- Data segment
· · · ·

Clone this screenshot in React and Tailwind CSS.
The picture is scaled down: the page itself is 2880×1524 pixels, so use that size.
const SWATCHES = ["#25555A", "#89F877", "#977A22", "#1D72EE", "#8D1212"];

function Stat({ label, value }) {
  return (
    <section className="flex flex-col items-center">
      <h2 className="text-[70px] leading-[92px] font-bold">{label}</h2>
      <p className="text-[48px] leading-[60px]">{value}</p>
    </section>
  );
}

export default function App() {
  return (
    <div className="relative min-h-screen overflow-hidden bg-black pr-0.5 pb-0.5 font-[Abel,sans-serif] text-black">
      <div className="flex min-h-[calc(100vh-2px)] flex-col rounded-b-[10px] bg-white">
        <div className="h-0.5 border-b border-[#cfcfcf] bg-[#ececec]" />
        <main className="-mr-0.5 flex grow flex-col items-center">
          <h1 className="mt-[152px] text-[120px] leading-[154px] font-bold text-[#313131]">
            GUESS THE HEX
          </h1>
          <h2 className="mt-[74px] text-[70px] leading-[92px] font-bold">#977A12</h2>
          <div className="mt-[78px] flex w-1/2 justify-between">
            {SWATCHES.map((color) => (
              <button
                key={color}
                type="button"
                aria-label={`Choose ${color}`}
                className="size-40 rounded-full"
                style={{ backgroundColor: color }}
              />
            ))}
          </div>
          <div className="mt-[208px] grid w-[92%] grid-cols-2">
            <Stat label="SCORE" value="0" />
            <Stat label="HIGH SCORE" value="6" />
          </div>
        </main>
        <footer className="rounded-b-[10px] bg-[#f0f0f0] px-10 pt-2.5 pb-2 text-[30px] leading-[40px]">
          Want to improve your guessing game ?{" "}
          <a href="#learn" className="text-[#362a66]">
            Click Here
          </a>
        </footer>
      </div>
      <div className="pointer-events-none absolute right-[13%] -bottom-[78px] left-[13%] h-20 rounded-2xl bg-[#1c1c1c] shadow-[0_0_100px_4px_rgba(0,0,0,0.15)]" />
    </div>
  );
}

· · · ·

- Written request
Indicate how many lines of the material include the word "size"; the number alone is required.

- Correct response
2